Magic in Theory and Practice
Couverture
1 Commentaire
Cornell University Press, 2007 - 246 pages

"Given the historical orientation of philosophy, is it unreasonable to suggest a wider cast of the net into the deep waters of magic? By encountering magical thought as theory, we come to a new understanding of a thought that looks back at us from a funhouse mirror."—from The Occult Mind

Divination, like many critical modes, involves reading signs, and magic, more generally, can be seen as a kind of criticism that takes the universe—seen and unseen, known and unknowable—as its text.
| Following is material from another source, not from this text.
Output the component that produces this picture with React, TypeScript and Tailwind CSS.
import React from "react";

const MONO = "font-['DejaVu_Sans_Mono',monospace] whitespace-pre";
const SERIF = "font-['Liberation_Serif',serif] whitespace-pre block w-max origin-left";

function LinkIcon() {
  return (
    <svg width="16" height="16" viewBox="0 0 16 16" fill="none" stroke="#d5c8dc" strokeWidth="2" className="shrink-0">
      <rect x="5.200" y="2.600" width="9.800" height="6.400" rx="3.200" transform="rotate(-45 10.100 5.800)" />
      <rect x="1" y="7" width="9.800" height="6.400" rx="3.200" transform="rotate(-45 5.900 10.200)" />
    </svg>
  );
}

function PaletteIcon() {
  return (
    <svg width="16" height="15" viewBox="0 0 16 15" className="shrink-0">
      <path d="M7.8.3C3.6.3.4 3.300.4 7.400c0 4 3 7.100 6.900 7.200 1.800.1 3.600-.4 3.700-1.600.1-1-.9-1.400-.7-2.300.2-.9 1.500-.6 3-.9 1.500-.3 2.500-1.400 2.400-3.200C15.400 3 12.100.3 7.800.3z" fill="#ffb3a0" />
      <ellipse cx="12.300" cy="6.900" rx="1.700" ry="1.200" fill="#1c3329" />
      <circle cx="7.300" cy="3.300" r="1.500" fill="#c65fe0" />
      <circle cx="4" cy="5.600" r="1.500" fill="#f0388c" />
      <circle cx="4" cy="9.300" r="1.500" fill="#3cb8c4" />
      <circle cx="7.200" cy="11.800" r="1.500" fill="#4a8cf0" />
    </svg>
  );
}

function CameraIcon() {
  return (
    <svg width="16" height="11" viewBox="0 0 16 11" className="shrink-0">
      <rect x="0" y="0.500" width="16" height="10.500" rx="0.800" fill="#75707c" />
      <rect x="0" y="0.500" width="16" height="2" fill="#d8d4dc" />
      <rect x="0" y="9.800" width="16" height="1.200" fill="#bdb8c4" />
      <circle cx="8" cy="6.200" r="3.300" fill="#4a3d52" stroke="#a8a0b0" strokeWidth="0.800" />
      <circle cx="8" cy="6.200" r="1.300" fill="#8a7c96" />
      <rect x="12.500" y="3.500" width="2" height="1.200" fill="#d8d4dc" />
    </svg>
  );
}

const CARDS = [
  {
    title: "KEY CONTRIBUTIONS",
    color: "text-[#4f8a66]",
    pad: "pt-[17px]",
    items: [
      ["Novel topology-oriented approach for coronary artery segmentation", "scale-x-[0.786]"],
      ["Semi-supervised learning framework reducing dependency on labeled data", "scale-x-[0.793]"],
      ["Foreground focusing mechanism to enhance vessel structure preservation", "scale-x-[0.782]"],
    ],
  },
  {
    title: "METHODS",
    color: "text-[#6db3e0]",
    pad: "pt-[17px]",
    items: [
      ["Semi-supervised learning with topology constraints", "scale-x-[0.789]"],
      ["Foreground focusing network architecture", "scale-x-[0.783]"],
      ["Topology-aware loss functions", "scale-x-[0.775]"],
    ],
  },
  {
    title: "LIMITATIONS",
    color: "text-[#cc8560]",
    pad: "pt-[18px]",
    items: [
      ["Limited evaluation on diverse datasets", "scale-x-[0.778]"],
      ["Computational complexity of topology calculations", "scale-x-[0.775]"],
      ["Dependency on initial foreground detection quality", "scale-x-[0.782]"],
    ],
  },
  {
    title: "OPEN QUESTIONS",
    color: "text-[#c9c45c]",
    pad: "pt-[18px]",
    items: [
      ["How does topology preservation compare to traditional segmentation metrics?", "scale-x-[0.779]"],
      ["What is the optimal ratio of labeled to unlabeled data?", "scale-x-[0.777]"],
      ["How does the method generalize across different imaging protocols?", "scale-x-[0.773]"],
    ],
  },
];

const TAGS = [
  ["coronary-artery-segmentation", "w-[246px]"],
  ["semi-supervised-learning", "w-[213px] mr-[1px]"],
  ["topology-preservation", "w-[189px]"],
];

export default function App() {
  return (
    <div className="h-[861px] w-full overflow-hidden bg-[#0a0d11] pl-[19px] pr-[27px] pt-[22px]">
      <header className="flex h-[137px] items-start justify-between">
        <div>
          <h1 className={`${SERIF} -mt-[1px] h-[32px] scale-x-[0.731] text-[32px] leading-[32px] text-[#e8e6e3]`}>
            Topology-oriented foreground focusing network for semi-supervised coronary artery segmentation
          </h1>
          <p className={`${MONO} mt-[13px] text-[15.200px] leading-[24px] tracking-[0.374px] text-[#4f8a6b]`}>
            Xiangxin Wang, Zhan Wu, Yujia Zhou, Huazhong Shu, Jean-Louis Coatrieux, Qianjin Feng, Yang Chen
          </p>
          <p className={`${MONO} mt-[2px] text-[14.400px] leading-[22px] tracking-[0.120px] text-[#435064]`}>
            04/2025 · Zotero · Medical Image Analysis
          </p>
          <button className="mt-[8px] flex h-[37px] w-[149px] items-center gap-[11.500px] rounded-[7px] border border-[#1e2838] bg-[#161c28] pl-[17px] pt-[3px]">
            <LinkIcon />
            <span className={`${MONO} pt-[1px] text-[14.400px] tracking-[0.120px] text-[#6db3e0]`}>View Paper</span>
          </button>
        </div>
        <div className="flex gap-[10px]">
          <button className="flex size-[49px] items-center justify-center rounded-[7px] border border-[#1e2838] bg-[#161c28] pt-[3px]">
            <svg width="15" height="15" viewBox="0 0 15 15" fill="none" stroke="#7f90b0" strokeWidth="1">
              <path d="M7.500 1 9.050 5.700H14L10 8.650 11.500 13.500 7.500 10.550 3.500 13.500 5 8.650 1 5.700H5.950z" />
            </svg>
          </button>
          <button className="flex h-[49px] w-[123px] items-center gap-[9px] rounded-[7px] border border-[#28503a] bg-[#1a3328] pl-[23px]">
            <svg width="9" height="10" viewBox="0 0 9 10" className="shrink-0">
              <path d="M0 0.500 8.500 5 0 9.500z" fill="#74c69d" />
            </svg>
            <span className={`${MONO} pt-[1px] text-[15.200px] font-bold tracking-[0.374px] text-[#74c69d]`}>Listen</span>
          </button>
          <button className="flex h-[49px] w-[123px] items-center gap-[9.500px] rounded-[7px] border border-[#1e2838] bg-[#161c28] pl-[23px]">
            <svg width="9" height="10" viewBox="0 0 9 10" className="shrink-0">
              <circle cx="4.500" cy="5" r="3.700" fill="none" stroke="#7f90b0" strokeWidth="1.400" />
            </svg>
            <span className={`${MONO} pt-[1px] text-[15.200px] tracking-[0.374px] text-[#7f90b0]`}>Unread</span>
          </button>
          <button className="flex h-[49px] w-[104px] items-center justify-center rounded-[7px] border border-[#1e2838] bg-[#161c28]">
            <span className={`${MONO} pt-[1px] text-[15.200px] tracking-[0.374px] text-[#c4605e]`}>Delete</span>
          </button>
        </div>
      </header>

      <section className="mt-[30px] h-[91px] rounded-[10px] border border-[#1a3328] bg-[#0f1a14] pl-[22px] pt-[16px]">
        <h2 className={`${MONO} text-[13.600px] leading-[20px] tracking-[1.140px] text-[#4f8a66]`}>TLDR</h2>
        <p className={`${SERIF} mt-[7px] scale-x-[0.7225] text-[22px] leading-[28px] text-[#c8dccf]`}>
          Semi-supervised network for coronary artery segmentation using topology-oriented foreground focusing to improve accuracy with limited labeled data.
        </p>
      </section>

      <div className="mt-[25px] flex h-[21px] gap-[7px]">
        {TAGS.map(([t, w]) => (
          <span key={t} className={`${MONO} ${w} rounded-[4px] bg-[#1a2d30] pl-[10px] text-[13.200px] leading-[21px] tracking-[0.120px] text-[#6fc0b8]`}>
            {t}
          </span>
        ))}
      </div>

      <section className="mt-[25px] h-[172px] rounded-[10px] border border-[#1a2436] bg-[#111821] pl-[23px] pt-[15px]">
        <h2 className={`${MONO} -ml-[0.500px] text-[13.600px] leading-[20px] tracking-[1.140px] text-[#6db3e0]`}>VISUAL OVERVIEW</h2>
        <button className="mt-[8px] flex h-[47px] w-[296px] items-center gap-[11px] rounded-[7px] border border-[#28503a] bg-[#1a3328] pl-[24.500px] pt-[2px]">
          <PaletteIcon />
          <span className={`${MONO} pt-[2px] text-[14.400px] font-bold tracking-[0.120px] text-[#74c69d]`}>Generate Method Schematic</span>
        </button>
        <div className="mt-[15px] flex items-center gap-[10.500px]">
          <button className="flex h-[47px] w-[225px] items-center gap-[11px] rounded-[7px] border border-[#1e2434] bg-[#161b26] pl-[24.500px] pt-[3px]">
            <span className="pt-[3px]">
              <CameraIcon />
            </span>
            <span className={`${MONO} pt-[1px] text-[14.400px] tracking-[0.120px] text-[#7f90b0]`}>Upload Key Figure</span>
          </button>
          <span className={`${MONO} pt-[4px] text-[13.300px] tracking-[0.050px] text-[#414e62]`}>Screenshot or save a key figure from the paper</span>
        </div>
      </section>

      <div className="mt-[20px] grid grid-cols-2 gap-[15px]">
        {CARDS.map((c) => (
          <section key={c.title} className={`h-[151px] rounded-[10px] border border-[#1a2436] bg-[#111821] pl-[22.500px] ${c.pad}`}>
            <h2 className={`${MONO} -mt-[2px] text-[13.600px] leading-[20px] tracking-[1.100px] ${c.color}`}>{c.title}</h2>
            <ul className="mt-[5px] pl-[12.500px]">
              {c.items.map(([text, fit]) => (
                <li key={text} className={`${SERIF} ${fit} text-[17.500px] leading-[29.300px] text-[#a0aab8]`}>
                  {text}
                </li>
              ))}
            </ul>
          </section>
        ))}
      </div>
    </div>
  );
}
In The Occult Mind, Christopher I. Lehrich explores the history of magic in Western thought, suggesting a bold new understanding of the claims made about the power of various belief systems.

In closely interlinked essays on such disparate topics as ley lines, the Tarot, the Corpus Hermeticum, writing and ritual in magical practice, and early attempts to decipher Egyptian hieroglyphics, Lehrich treats magic and its parts as an intellectual object that requires interpretive zeal on the part of readers/observers. Drawing illuminating parallels between the practice of magic and more recent interpretive systems—structuralism, deconstruction, semiotics—Lehrich deftly suggests that the specter of magic haunts all such attempts to grasp the character of knowledge.

Offering a radical new approach to the nature and value of occult thought, Lehrich's brilliantly conceived and executed book posits magic as a mode of theory that is intrinsically subversive of normative conceptions of reason and truth. In elucidating the deep parallels between occult thought and academic discourse, Lehrich demonstrates that sixteenth-century occult philosophy often touched on issues that have become central to philosophical discourse only in the past fifty years.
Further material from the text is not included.